Homebuilders are facing a massive labor shortage. Here's why it won't get better any time soon
Homebuilders are facing a massive labor shortage. Here's why it won't get better any time soon
The U.S. is short about 4.3 million homes, according to recent estimates from Zillow, a key reason buying a home has gotten more expensive. But the simplest solution, to build more houses, has a flaw—there's no one to build them.
"In the wake of the Great Recession, the residential construction industry lost 1.5 million jobs. Tens of thousands of homebuilders went out of business. The workforce really fell," explained Robert Dietz, chief economist at the National Association of Home Builders. "Building that kind of infrastructure and human capital takes time. Years later, we're still clawing our way back."
With fewer workers, building homes is taking longer than ever. In 2022, it took an average of 8.3 months to build a single-family home, the longest since the Census Bureau began collecting data in 1971. And as the saying goes: Time is money. So even with stagnating wages, it costs more to build a house—costs that ultimately are passed on to the buyer.
Even as the housing market cools and fewer people are buying homes, the sector needs to add 723,000 jobs per year to keep up with demand, according to an analysis from the National Association of Home Builders. In the first half of 2023, homebuilders added 2,000 new workers per month on average.
In other words, builders must bring on 30 times the number of new hires than the current pace. Builders are trying; so far this year, there have been 350,000 construction jobs available every month on average, according to the Bureau of Labor Statistic's Job Openings and Labor Turnover Survey.
Stacker looked at the state of employment in the home construction industry and reasons for the shortage using data from the Labor Department, the National Association of Home Builders, the Department of Education, and other sources.
Aging out
The average age of construction workers has increased as fewer young people enter the workforce. As those workers retire, there aren't enough people coming up behind them to take their spots. In 2022, nearly a quarter of construction workers were over 55.
This trend is largely due to the growing stigma of manual labor and the emphasis on college education for success.
"Even an aged plumber, someone 60 years old, where his or her dad was a plumber, has become somewhat brainwashed into thinking their child needs a degree," said Ed Brady, president and CEO of the Home Builders Institute, an educational nonprofit organization. "We're going to run out of people."
States with the oldest construction workers
In 2021, the median age of someone working in the construction industry was 42, one year older than the overall workforce. In states such as Maine and Vermont, that number was closer to 47.
Part of this is because homebuilders have been focusing on building in the South over the past decade, so that's where the jobs are. But the other reason is fewer internationally born workers, who also tend to skew younger, are moving to these states.
In large states such as New York and California, immigrants make up more than one-third of the construction workforce, compared to just 1% in Maine and New Hampshire.
Slowed immigration takes toll on industry
The construction industry has long relied on immigrants to fill positions.
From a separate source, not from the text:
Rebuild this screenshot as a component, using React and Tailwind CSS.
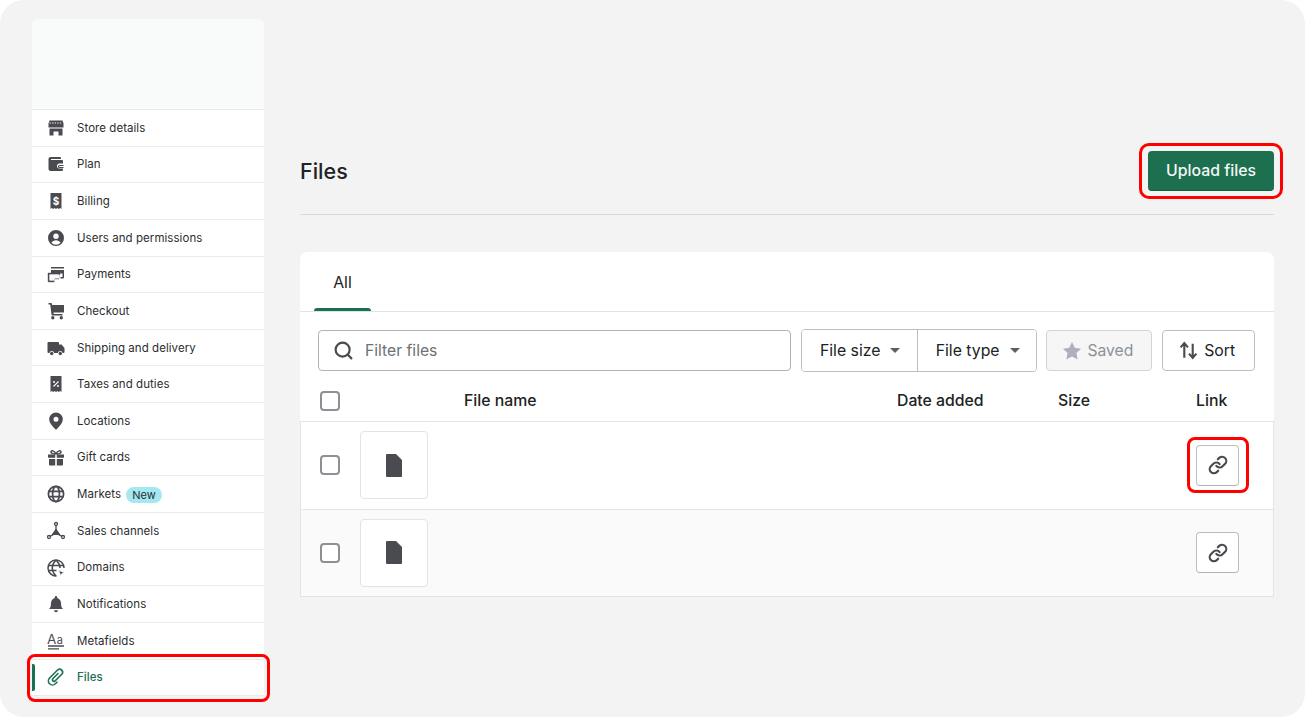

Hispanic workers have recorded the largest job gains over the past two decades as the number of people from the Americas entering the U.S. has grown. But that trend has slowed as the COVID-19 pandemic and unfriendly immigration policies decelerated Hispanic people's relocation to the United States.
"Our industry is 30% immigrant, so with a lower pool of immigrants coming in, it's hard to fill those gaps," Brady said.
Career and technical education loses favor
Decreasing immigration is only part of the reason for the labor shortage, though, and a more recent one.
Over the last few decades, people have viewed manual labor as an unsuccessful career path. That, along with the proliferation of computers, caused schools to switch their curricular focus to STEM courses instead of career-focused classes like woodshop.
At the same time, public high schools began to measure success based on the share of students who graduated. By the early 2000s, the No Child Left Behind Act required schools to report and set target high school graduation rates or face sanctions. The government used those metrics to determine how much federal funding schools would receive.
These changes put more young people on a college-bound track, as they took 0.5 fewer credits of career-oriented courses and 1.8 more core academic course credits between 1992 and 2013.
Building the future
Looking ahead, both Brady and Dietz agree the construction worker shortage is a problem that won't resolve itself.
Both private companies and the government must actively recruit and train young people to enter the workforce, which takes time and money.
That includes reaching out to women and Black Americans, who have long been underrepresented in the industry, and providing on-the-job training or apprenticeship programs. Getting more people interested in construction trades is a significant piece of the puzzle in solving the housing affordability crisis. And at the end of the day, builders need people to be able to buy their products.
If not, Brady said, "We're going to continue to have inventory shortages and price increases that are taking buyers, especially first-time buyers, out of the market."